Connecticut Sun head coach and general manager Curt Miller is anxiously awaiting news about the WNBA’s upcoming 2020 season. He doesn’t have much more information than we do.
Miller and Amber Cox, the Sun’s vice president of Sports at Mohegan Sun, met with the media on Tuesday to discuss the 2020 WNBA season as the nation struggles to cope with the COVID-19 coronavirus pandemic.
The league announced on Monday that each team will play a 22-game season with action beginning in late July – 12 games shy of a normal 34-game campaign. All 12 WNBA teams will be in the IMG Academy in Bradenton, Fla., which will serve as a single site for training camp, games and housing.
Training camps begin in early July. The top eight teams will make the playoffs, which will be the same format as in previous seasons – single-elimination games for the first and second rounds and best-of-five series for the semifinals and championship rounds.
But, there won’t be a home court advantage for any team and there will be no fans in the building.
Still, Miller knows it will be good, competitive basketball. “Will it get competitive once the ball is tipped? Absolutely,” he said. “You see it in practice. You see it all the time with these guys. These guys are where they at (professional players in the WNBA) because they’re incredibly competitive. With no fans, the atmosphere will be different but they will be competitive with each other.”
No schedule has been released yet nor have all of the players committed to playing. The players have until June 25 to commit to the season, according to ESPN.com.
“We’re giving out players an opportunity to make that decision,” Miller said when asked which Sun players have committed to the 2020 season. “These are unprecedented times and a lot goes into each person’s individual decision. We anticipate most of our team will opt in.”
Miller is anxious and excited about the opportunity that sits before this year’s team. Two starters (Courtney Williams, Shekinna Stricklen) are gone from last year’s team that went to the WNBA finals for the first time since 2005 before losing to the Washington Mystics in a winner-take-all game five.
But the Sun return second team All-WNBA forward Jonquel Jones, who had a breakout season last summer, All-Star forward Alyssa Thomas and veteran guard Jasmine Thomas, who will be playing in her tenth year in the league and her sixth with Connecticut.
In February, the Sun gave up three first round draft picks to acquire three-time WNBA All-Star and two-time champion DeWanna Bonner of Phoenix. Connecticut also picked up All-Star guard Briann January from Phoenix and three-point shooting specialist Kaleena Mosqueda Lewis, the former UConn All-American, from Seattle in separate deals.
“I’m excited with our core group that is back and we’re excited about the addition of our championship pieces (Bonner, January, Mosqueda-Lewis),” Miller said. “All three have won championships at the WNBA level. They’re all veterans and they all bring a championship pedigree to our locker room.

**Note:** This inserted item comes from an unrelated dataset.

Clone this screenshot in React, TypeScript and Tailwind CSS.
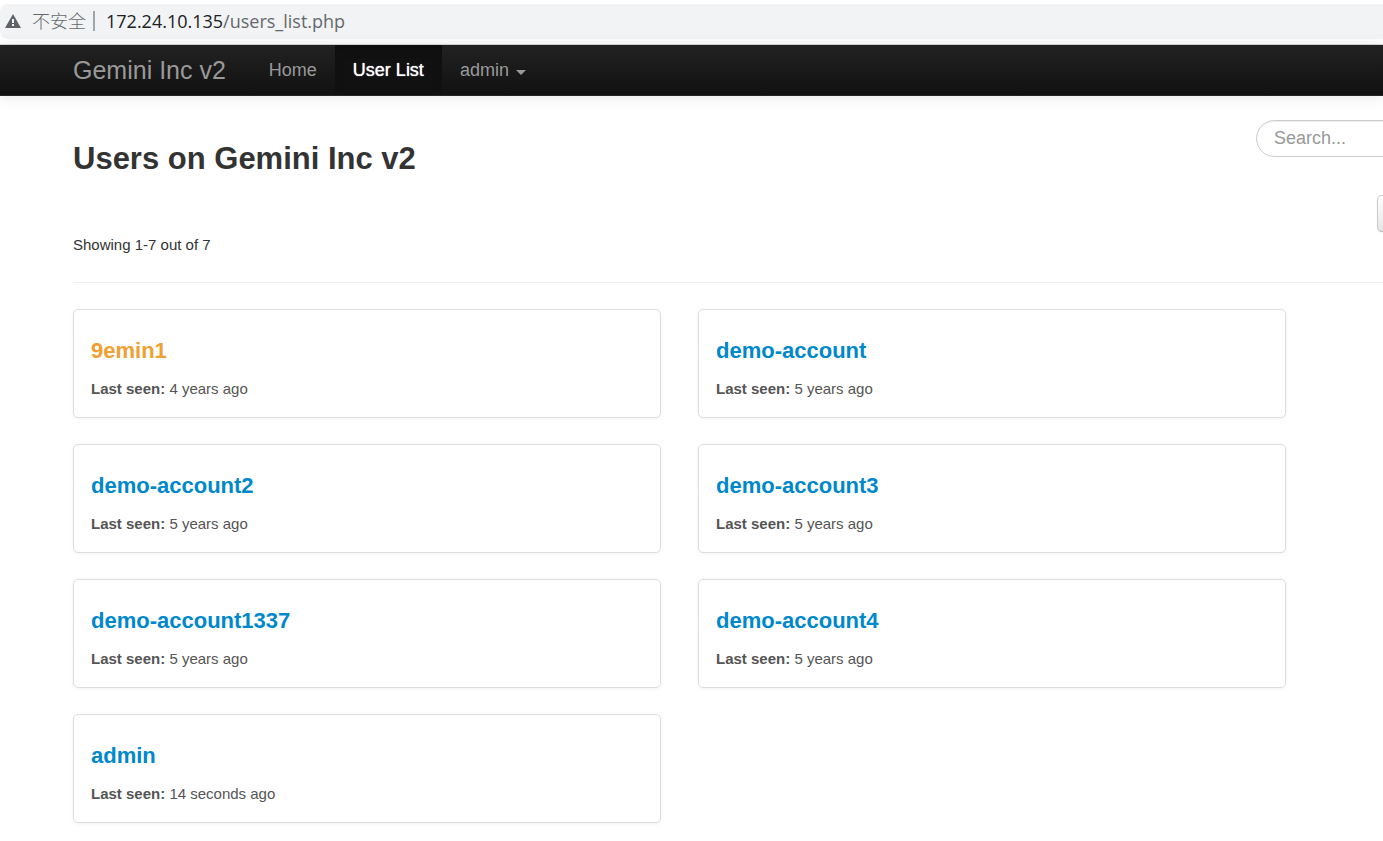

“You don’t truly know how it will work until you get on that practice floor. This training camp in Florida will be very important. Like so many teams in the league, we have new pieces to blend in with our core group. I can’t wait to (be with) them in person because I feel there is a great energy amongst them.”
“The top priority continues to be the health and safety of players and staff, and the league is working with medical specialists, public health experts, and government officials on a comprehensive set of guidelines to ensure that appropriate medical protocols and protections are in place,“ WNBA commissioner Cathy Engelbert said in a statement. “Due to the fluid situation resulting from the pandemic, the league and players will continue to review the appropriate health and safety protocols and make necessary changes to the plan prior to arriving on site for the start of training camp and throughout the season.”
Cox said that she anticipates that every Sun game will be available for broadcast on some network. The league has national television contracts with ESPN and CBS Sports Network. Cox said she is optimistic that New England Sports Network (NESN) will pick up any games that are not shown on the national networks but nothing has been finalized.
The team is also working on new initiatives to connect season ticket holders and fans to the team, which will be in Florida for the entire season.
“Some of the best innovations are born out of these times,” Cox said. “We have such a loyal fan base. They all just want to be a part of it, which is wonderful. This has put us in a position to think outside of the box.”
Despite playing a shortened season, the players will get their full salaries and benefits. “Despite the disruption caused by the global pandemic to our 2020 season, the WNBA and its Board of Governors believe strongly in supporting and valuing the elite women athletes who play in the WNBA,” Engelbert said.